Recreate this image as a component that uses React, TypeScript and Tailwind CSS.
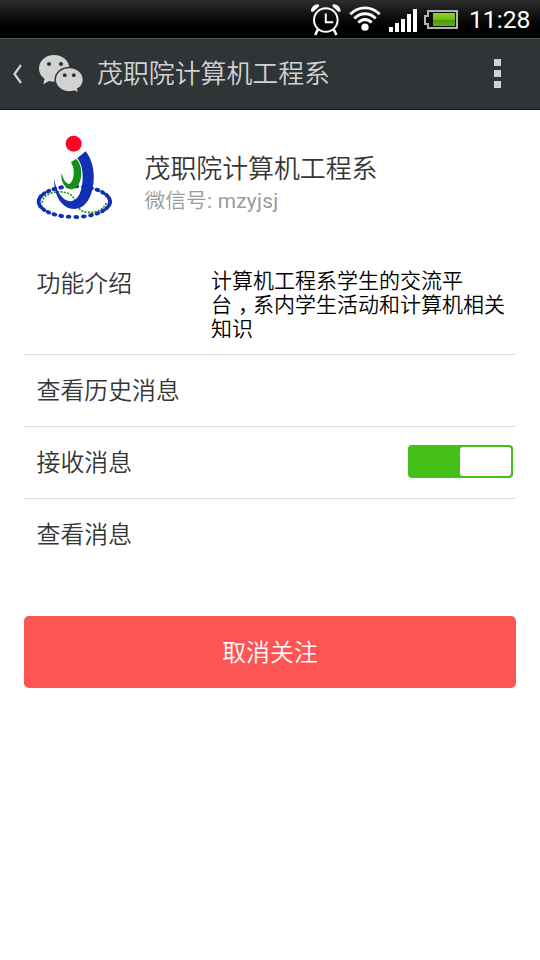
import type { ReactNode } from "react";

const ORBIT_DOTS = 29;

function AlarmIcon() {
  return (
    <svg className="h-[36px] w-[32px]" viewBox="0 0 32 36" fill="none" stroke="#fff">
      <circle cx="15.8" cy="20" r="11.8" strokeWidth="2" />
      <path d="M15.800 13.500v8.800h7.400" strokeWidth="2" />
      <path d="M1 11.400C.800 7.300 4.500 3.900 8.600 4.300L9.200 6.300 3.200 11.800zM30.600 11.400C30.800 7.300 27.100 3.900 23 4.300L22.400 6.300 28.400 11.800z" fill="#fff" stroke="none" />
      <path d="M7.800 29.500 5.200 35M23.800 29.500 26.400 35" strokeWidth="2.600" />
    </svg>
  );
}

function WifiIcon() {
  return (
    <svg className="h-[26px] w-[32px]" viewBox="0 0 32 26" fill="none" stroke="#fff" strokeWidth="2.900">
      <path d="M1.300 9.300Q7.500 2.900 16 2.900T30.700 9.300" />
      <path d="M5.300 13.600Q10 8.700 16 8.700T26.700 13.600" />
      <path d="M9.400 17.600Q12.200 14.500 16 14.500T22.600 17.600" />
      <circle cx="16" cy="22.200" r="3.600" fill="#fff" stroke="none" />
    </svg>
  );
}

function SignalIcon() {
  return (
    <svg className="h-[23px] w-[28px]" viewBox="0 0 28 23" fill="#fff">
      <path d="M0 18h4v5H0zM6 14h4v9H6zM12 10h4v13h-4zM18 5h4v18h-4zM24 0h4v23h-4z" />
    </svg>
  );
}

function BatteryIcon() {
  return (
    <svg className="h-[19px] w-[34px]" viewBox="0 0 34 19">
      <defs>
        <linearGradient id="charge" x1="0" y1="0" x2="0" y2="1">
          <stop offset="0" stopColor="#8fd62c" />
          <stop offset="0.500" stopColor="#6cba17" />
          <stop offset="0.550" stopColor="#4c9a08" />
          <stop offset="1" stopColor="#5fae12" />
        </linearGradient>
      </defs>
      <path d="M4 1h29v17H4v-4H1V6h3z" fill="#0c0c0c" stroke="#b4b4b4" strokeWidth="2" />
      <path d="M9 3h22v13H9z" fill="url(#charge)" />
    </svg>
  );
}

function WeChatIcon() {
  return (
    <svg className="h-[40px] w-[46px]" viewBox="0 0 46 40">
      <path
        d="M16 1C7.500 1 1 7 1 14.500c0 4.300 2 7.800 5.500 10.200L5.300 30.200l5.800-3.200c1.600.5 3.200.7 4.900.7 8.500 0 15.300-5.800 15.300-13.400S24.500 1 16 1z"
        fill="#d2d2d2"
      />
      <path
        d="M31.400 13.500c-7.900 0-14.200 5.400-14.200 12.200s6.300 12.200 14.200 12.200c1.800 0 3.300-.3 4.900-.8l4.700 2.300-1.200-4.400c3.500-2.100 5.600-5.400 5.600-9.300 0-6.800-6.200-12.200-14-12.200z"
        fill="#d2d2d2"
        stroke="#2f3436"
        strokeWidth="1.500"
      />
      <g fill="#2f3436">
        <circle cx="11" cy="10" r="2.100" />
        <circle cx="23" cy="10" r="2.100" />
        <circle cx="26.700" cy="21.200" r="1.900" />
        <circle cx="35.800" cy="21.200" r="1.900" />
      </g>
    </svg>
  );
}

function DepartmentLogo() {
  const dots = Array.from({ length: ORBIT_DOTS }, (_, i) => {
    const t = (i / ORBIT_DOTS) * Math.PI * 2;
    const x = 151 + 107 * Math.cos(t);
    const y = 233 + 46 * Math.sin(t);
    const angle = (Math.atan2(46 * Math.cos(t), -107 * Math.sin(t)) * 180) / Math.PI;
    return { x, y, angle };
  });

  return (
    <svg className="h-[106px] w-[110px] shrink-0" viewBox="0 0 330 318">
      {dots.map((d, i) => (
        <ellipse
          key={i}
          cx={d.x}
          cy={d.y}
          rx="8.500"
          ry="6"
          fill="#1230b4"
          transform={`rotate(${d.angle} ${d.x} ${d.y})`}
        />
      ))}
      <path
        d="M54 236C60 198 125 196 144 216S156 262 190 265 242 252 248 234"
        fill="none"
        stroke="#149018"
        strokeWidth="5"
        strokeDasharray="6 4"
      />
      <path d="M185 82C209 112 214 158 206 192C198 232 178 254 151 255C116 255 88 216 91 165C97 207 118 231 140 232C164 229 174 201 176 166C177 139 172 119 160 103z" fill="#1230b4" />
      <path d="M156 104C173 120 176 151 167 175C160 192 147 199 135 194C119 187 109 170 113 148C118 168 126 179 136 180C149 174 156 139 141 115z" fill="#149018" />
      <circle cx="149" cy="59" r="24" fill="#fb0523" />
    </svg>
  );
}

function StatusBar() {
  return (
    <div className="flex h-[38px] items-start bg-linear-to-b from-[#2d2d2d] to-black pl-[310px] text-white">
      <AlarmIcon />
      <div className="mt-[5px] ml-[7px] h-[26px]">
        <WifiIcon />
      </div>
      <div className="mt-[9px] ml-2">
        <SignalIcon />
      </div>
      <div className="mt-[10px] ml-[7px]">
        <BatteryIcon />
      </div>
      <span className="mt-[4px] ml-[11px] font-[Roboto] text-[24.700px] leading-[32px] font-normal whitespace-nowrap">
        11:28
      </span>
    </div>
  );
}

function TitleBar() {
  return (
    <header className="flex h-[72px] items-center border-t border-b border-t-[#555859] border-b-[#15191b] bg-[#2f3436] text-[#d2d2d2]">
      <svg className="ml-3 h-[20px] w-[11px]" viewBox="0 0 11 20" fill="none" stroke="#d2d2d2" strokeWidth="2.200">
        <path d="M9 1 2.500 10 9 19" />
      </svg>
      <div className="ml-[15px]">
        <WeChatIcon />
      </div>
      <h1 className="ml-[13px] text-[25.900px] leading-[36px]">茂职院计算机工程系</h1>
      <div className="mr-[39px] mb-[2px] ml-auto flex flex-col gap-1">
        <span className="size-[7px] bg-[#d2d2d2]" />
        <span className="size-[7px] bg-[#d2d2d2]" />
        <span className="size-[7px] bg-[#d2d2d2]" />
      </div>
    </header>
  );
}

function Row({ label, children }: { label: string; children?: ReactNode }) {
  return (
    <div className="flex h-[72px] items-center justify-between border-t border-[#dedede] pr-[3px] pl-[12.500px]">
      <span className="pt-[3px] text-[23.900px]">{label}</span>
      {children}
    </div>
  );
}

export default function App() {
  return (
    <main className="h-[960px] w-[540px] overflow-hidden bg-white font-['Roboto','Noto_Sans_CJK_SC',sans-serif] font-[350] text-[#363636]">
      <StatusBar />
      <TitleBar />

      {/* Account */}
      <section className="flex h-[144px] pt-[14px] pl-6">
        <DepartmentLogo />
        <div className="ml-[10.500px] pt-[27px]">
          <h2 className="text-[25.900px] leading-[36px]">茂职院计算机工程系</h2>
          <p className="text-[20.800px] leading-[29px] text-[#9a9a9a]">
            微信号<span className="font-normal tracking-[0.300px]">: mzyjsj</span>
          </p>
        </div>
      </section>

      <div className="mx-6">
        <div className="flex h-[100px] pl-[12.500px]">
          <span className="w-[174.500px] pt-[12px] text-[23.900px] leading-[36px]">功能介绍</span>
          <p className="pt-[15px] text-[21px] leading-[24px] text-black">
            计算机工程系学生的交流平
            <br />台<span className="inline-block w-[21px] pl-[6px] [font-feature-settings:'halt']">，</span>系内学生活动和计算机相关
            <br />
            知识
          </p>
        </div>
        <Row label="查看历史消息" />
        <Row label="接收消息">
          <div className="mb-[2px] flex h-[33px] w-[105px] justify-end rounded-[4px] bg-[#45c01a] p-[2px]">
            <span className="w-[51px] rounded-[3px] bg-white" />
          </div>
        </Row>
        <Row label="查看消息" />
      </div>

      <button className="mx-6 mt-[46px] block h-[72px] w-[492px] rounded-[5px] bg-[#ff5454] pt-[4px] text-[23.900px] text-white">
        取消关注
      </button>
    </main>
  );
}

^^^^^^^^^^^^^^^^

- WHAT TO DO: Could the lines from the top of the material through the line with "const ORBIT_DOTS = 29;" be repeated exactly, pictures left out?

- EXERCISE OUTPUT:
Recreate this image as a component that uses React, TypeScript and Tailwind CSS.
import type { ReactNode } from "react";

const ORBIT_DOTS = 29;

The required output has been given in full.